I do a lot of photography, and occasionally edit some of my work in monochrome. It's a lot harder than editing color. Many more choices need to be made to emphasize what's on the final image, and the statement that it makes.

I'm old enough to be familiar with black and white. Growing up in the 70s, I had a small black and white TV set in my bedroom. And the UHF stations still showed reruns from the B&W era. It's interesting to note that a show like Combat looked better in B&W than it's final season, shot in color on ABC's orders. And there were plenty of old shows, which I discovered later, that I can't imagine would have looked good in color, such as The Untouchables.

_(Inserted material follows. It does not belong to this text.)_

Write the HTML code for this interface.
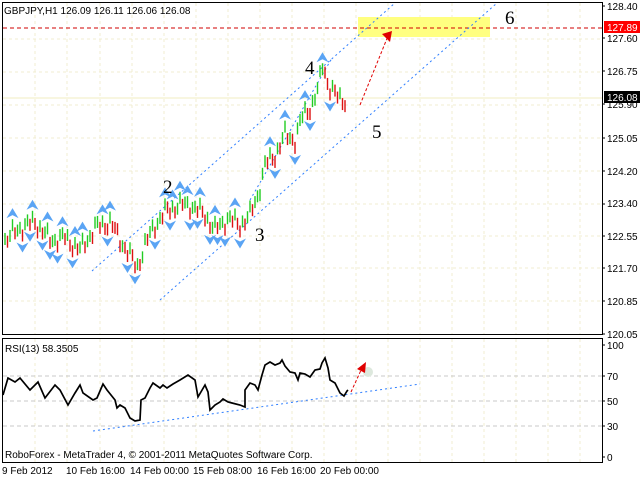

I respect B&W as it's own art form. Before color, much work went into making the monochrome image pop on the screen. And many old movies would look terrible colorized. Citizen Kane? Casablanca? Psycho? It's A Wonderful Life? Like scrawling graffiti on a Van Gogh.

I obviously meant toward the anti-colorization camp. Perhaps not as much toward quickie 60s sitcoms. And I'll admit that colorization looks way better than when Ted Turner was doing it in the 80s. But I'd rather watch it the original way. Same especially goes for cartoons. The old B&W Popeye shorts were my favorites as a kid, crude sound effects and all. They were brilliant!
 
It is sort of like watching pre digital TV broadcast in 4:3 on a modern widescreen set. A lot of young people never watched TV in 4:3. And please don't stretch the picture.
You mean 16:9, which is widescreen. 4:3 had been the standard from the first iconoscopes in the 1930s until HDTV was mandated in 2009.
 
You mean 16:9, which is widescreen. 4:3 had been the standard from the first iconoscopes in the 1930s until HDTV was mandated in 2009.

Read it again, Keith. He referred to 4:3 as the aspect ratio pre-HDTV.